Scan the entries below and count the lines holding the string "Clone". Supply only the number.

Records excerpted from a collection:
## Begin

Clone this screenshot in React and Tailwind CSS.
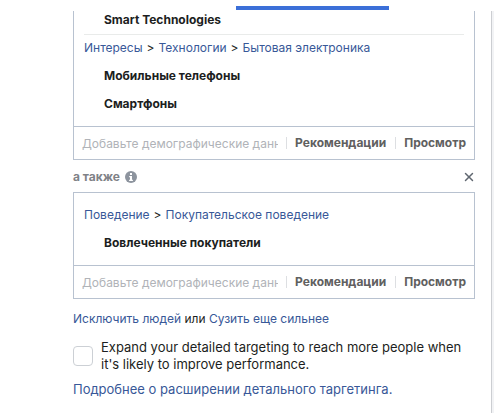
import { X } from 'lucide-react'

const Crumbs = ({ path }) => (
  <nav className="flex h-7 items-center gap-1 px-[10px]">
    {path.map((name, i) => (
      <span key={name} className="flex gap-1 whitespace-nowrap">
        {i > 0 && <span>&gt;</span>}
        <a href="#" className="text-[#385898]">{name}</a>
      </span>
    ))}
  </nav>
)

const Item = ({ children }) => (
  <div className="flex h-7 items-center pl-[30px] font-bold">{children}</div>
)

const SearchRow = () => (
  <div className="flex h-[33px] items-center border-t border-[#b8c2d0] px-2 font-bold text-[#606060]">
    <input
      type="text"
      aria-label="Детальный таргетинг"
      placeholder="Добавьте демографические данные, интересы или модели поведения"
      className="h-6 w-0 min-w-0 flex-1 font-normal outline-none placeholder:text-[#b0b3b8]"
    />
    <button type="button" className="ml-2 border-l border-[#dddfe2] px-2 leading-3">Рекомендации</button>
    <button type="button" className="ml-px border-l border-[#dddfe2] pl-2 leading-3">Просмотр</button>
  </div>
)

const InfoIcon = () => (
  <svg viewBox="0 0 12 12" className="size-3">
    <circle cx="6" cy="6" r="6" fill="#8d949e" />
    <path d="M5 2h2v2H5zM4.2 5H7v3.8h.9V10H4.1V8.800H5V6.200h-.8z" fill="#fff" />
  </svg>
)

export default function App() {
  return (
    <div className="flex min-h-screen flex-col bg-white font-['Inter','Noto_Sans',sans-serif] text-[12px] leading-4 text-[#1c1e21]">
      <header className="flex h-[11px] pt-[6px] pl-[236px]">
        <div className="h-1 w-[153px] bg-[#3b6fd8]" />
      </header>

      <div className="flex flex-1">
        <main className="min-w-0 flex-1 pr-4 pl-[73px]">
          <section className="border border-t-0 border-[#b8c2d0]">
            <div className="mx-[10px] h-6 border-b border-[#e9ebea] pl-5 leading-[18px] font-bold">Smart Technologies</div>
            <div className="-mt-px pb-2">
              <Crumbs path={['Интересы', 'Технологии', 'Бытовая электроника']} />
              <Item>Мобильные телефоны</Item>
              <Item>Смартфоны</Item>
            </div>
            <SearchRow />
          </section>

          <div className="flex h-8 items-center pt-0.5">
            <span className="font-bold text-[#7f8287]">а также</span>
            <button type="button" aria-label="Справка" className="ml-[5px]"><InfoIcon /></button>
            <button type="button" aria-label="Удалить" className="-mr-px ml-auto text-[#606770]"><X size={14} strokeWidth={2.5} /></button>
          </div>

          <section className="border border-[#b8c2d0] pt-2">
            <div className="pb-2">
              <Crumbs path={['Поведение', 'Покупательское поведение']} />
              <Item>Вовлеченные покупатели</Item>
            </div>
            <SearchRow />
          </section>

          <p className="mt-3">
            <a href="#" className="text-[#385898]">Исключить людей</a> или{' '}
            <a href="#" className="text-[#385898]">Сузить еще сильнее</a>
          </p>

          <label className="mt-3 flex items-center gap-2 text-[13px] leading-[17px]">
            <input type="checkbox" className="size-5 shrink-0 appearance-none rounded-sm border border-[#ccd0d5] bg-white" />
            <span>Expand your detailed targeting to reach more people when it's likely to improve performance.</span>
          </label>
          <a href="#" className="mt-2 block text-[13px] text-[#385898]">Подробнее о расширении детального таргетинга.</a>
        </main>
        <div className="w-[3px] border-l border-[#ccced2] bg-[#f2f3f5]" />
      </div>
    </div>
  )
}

## End
## Begin

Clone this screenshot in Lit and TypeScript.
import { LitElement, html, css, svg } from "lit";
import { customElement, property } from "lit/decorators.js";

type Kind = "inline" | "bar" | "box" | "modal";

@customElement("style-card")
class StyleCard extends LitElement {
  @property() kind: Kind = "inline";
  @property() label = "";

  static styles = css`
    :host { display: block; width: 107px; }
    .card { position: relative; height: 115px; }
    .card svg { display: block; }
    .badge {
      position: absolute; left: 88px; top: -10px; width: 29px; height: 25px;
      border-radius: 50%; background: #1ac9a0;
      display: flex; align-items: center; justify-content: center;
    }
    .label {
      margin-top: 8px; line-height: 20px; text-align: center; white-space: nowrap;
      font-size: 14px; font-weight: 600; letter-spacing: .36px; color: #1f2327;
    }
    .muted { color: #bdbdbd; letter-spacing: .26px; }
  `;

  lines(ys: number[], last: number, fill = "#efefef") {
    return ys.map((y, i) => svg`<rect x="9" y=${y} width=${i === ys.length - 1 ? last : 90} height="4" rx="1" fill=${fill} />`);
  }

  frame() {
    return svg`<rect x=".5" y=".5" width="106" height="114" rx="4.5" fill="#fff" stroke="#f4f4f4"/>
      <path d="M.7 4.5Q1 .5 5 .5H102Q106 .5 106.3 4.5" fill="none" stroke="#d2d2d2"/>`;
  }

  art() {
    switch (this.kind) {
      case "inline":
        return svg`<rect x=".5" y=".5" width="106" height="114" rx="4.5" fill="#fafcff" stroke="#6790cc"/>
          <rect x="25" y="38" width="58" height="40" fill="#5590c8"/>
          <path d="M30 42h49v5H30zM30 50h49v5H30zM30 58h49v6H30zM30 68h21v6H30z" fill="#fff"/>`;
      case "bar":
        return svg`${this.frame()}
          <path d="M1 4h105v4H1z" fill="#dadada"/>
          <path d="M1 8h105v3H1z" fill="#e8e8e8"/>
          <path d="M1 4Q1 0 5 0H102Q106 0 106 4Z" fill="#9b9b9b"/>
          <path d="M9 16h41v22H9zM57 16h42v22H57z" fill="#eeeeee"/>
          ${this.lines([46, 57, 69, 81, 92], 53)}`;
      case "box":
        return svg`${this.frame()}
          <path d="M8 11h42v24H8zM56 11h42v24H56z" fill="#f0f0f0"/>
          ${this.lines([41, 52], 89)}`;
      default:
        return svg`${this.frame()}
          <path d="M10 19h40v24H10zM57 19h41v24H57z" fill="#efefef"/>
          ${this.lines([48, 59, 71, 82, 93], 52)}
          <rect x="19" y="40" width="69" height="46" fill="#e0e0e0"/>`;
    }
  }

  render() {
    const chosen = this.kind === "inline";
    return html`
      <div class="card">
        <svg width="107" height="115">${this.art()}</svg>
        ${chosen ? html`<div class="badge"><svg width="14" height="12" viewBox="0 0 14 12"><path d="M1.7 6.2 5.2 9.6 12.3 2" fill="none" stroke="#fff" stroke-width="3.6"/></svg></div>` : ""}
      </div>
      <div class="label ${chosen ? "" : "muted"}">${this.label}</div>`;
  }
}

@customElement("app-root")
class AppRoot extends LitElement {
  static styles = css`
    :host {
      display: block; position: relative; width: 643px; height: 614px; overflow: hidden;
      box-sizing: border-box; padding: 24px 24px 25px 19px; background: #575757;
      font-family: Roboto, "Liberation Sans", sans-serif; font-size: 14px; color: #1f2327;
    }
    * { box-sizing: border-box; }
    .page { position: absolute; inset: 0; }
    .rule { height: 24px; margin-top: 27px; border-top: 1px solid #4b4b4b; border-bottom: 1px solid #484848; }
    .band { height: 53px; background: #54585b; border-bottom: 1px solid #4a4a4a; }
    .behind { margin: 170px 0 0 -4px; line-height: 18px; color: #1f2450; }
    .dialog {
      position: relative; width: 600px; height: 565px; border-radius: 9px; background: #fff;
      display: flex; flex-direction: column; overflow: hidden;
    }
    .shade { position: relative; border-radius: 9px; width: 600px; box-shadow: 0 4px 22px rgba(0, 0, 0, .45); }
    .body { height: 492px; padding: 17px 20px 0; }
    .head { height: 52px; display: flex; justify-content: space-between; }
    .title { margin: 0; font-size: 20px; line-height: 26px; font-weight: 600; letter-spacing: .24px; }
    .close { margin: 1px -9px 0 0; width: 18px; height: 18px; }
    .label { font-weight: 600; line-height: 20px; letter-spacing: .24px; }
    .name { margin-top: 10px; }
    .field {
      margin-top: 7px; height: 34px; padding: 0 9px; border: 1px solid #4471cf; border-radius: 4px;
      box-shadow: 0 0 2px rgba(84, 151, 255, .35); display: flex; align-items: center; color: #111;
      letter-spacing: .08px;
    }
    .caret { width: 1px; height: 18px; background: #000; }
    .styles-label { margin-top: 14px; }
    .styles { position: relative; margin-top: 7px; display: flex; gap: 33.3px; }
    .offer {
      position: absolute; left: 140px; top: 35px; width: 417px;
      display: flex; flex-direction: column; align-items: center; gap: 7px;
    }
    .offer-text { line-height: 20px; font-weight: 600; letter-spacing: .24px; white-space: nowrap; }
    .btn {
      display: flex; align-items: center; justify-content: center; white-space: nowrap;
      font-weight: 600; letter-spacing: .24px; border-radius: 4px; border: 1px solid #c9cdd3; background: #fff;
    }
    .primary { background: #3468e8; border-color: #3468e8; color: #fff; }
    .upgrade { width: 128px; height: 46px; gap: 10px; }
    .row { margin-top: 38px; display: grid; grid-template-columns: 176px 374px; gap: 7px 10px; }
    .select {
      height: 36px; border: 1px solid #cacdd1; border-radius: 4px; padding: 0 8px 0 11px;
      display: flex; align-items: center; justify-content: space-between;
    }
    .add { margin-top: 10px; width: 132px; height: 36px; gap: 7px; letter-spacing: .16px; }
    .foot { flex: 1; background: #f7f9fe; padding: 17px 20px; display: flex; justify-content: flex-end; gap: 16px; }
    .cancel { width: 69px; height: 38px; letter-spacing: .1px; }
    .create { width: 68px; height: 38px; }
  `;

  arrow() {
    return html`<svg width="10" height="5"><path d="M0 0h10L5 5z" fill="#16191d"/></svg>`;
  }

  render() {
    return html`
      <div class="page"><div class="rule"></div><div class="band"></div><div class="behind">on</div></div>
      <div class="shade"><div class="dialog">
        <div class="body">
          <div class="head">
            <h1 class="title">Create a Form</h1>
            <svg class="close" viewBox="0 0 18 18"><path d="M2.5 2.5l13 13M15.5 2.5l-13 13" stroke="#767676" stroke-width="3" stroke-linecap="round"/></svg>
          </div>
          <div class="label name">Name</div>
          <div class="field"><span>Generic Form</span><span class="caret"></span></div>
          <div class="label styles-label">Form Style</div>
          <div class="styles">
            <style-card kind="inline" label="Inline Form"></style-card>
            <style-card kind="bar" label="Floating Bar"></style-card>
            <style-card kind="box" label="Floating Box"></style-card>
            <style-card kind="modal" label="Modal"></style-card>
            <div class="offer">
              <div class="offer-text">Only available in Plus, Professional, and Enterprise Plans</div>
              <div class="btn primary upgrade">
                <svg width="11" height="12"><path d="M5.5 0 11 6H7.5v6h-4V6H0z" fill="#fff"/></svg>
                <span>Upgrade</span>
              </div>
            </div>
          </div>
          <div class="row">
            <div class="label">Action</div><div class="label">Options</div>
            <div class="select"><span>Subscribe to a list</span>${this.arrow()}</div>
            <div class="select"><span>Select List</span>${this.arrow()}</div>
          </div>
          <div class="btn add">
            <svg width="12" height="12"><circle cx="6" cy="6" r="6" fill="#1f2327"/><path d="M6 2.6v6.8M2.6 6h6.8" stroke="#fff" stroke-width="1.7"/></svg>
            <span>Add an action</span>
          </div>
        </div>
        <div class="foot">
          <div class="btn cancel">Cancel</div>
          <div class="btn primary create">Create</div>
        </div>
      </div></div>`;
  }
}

## End

TASK OUTPUT
2